At TheoremOne, we approach problems by reasoning about them from first principles. To truly understand a problem and be confident about your solution, you must have a working understanding of the fundamental constructs and motivating logic behind what you’re doing. In this spirit, we’re releasing a a blog series about the fundamentals of distributed systems. This post is the second of that series.
Whether we know it or not, every solution we build is a distributed system, and sound analysis of the distributed nature of a solution is critical to its reliability. Reading this blog series and thinking critically about how it applies to your work will put you well on your way to internalizing these concepts and leveraging them to build rock-solid solutions that will stand the test of time.
I’m Only Going to Say This Once
As we covered in the previous post, the possibility of message loss is an ever-pervasive concern in all distributed systems. Losing messages usually isn’t a very desirable outcome, so we also introduced strategies for preventing message loss by repeating messages, which adds the possibility of message duplication. This tradeoff is often referred to as the design choice between “at-most-once” and “at-least-once” messaging, respectively.
To be clear, what we’d love to have is an easy solution for “exactly-once” messaging. Both “at-most-once” and “at-least-once” strategies have their unfortunate consequences to deal with, and in an ideal world we’d prefer to “have our cake and eat it too”. We don’t want to go unheard, and we don’t want to repeat ourselves - we only want to say it once.
But on its face, exactly-once messaging seems to be a fool’s errand! In fact, many people claim that exactly-once messaging is impossible, including the author of this blog post who goes as far as to say: “If it claims exactly-once, it’s because they are lying to your face in hopes that you will buy it or they themselves do not understand distributed systems”. These arguments are usually well-reasoned, and they are not wrong.

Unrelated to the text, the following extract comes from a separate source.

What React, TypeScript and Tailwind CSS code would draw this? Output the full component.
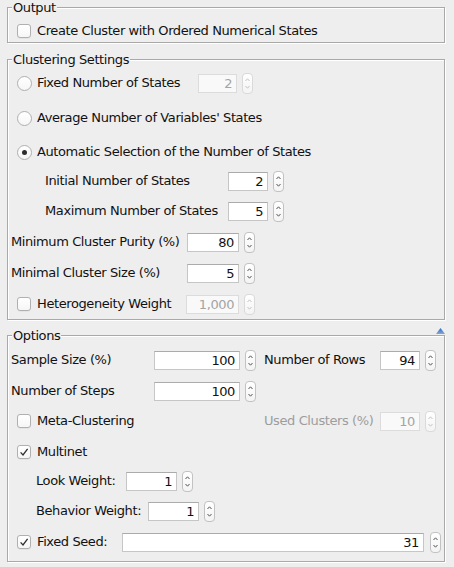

However, on the other side we continue to have respectable vendors of well-designed software like Kafka Streams touting their exactly-once semantics, and drawing varying degrees of controversy in the ensuing reaction. These vendors (or at least this one vendor in this one case) are also well-reasoned, and they are also not wrong.
So, we have two sides of a disagreement in which both sides are not wrong. What’s going on here? Well, as you may have guessed if you’ve seen this pattern of human interaction before, it comes down to not agreeing on what these terms mean. That’s right, this argument about “exactly-once semantics” is about semantics.
You Can Say That Again!
Let’s rewind for a moment and consider our motivations here from first principles. Is exactly-once messaging really what we want? Do we really care how many times we send or receive a message?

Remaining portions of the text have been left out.